It is not accidental that Marx can be quoted and that the system
itself be questioned by those at the heart of the system. This is in
part because those personages know the weaknesses of the system in
some detail but it is also in part because the Cold War is over and
Marx is no longer tarnished with the taint of Stalinism. It is of
particular note that these writers and commentators see capitalism as
a system even if they argue that there is no replacement. Once
capitalism is perceived as a system, its limitations can also be
discussed and then it is a short step to perceiving capitalism itself
as in evolution from its birth to its dotage.

Defence of Capitalism in the Downturn

The wave of questioning has led to three lines of defence. We are told
that in the end we will be back where we were before the downturn or
perhaps before the speculative rise in asset prices from 2004. Simon
Jenkins, a liberal commentator, has argued that all the discussion of
the limits of capitalism is just hot air.4 The failure lay in the
regulators and the politicians who removed the regulation or who urged
banks to extend their lending. Rationally considered, it can be argued
that the financial crisis was an accident of history caused by the
greed or incompetence of bankers or lack of regulation over a market
which has to be regulated in order to function properly. In fact,
there are three theses being put forward here.

Firstly, it is argued that capitalism is necessarily cyclical, but
eternal, and hence the economy will recover and be better than ever,
having learned its lesson. Secondly, it is maintained that the market
requires regulation and regulation was systematically reduced over a
period of more than twenty years, notably through the repeal of the
Glass-Steagall Act in 1999 in the USA, allowing commercial banks to
operate as investment entities as well as continue their everyday
functions.5 Thirdly, it is held that things might not have gone awry
had not a number of individuals been so greedy for ever higher
rewards. A fourth thesis could also be put forward. The contradictions
of capitalism are showing themselves but the system will continue as
long as there is no political movement to replace it. The first view
merges with the fourth. Much of the organised left effectively
supports the last view, having given up on the idea of capitalism
entering a systemic crisis. Tristram Hunt's argument fits in here.

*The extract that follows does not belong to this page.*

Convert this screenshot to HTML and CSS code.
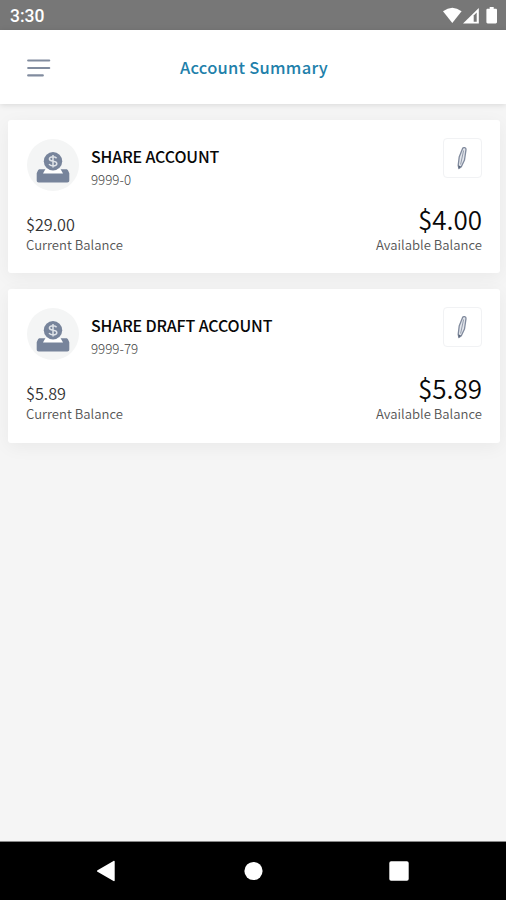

Clearly, none of these arguments says much for the capitalist system
itself but then `the danger of meltdown' has been a constant refrain
in all the media. It would appear that both the capitalist class and
those who manage their operations have been seriously frightened.
Indeed, the two weeks that followed the nationalisation of the
mortgage companies was described in graphic detail in the media,
`Nightmare on Wall St' being probably one of the best headline.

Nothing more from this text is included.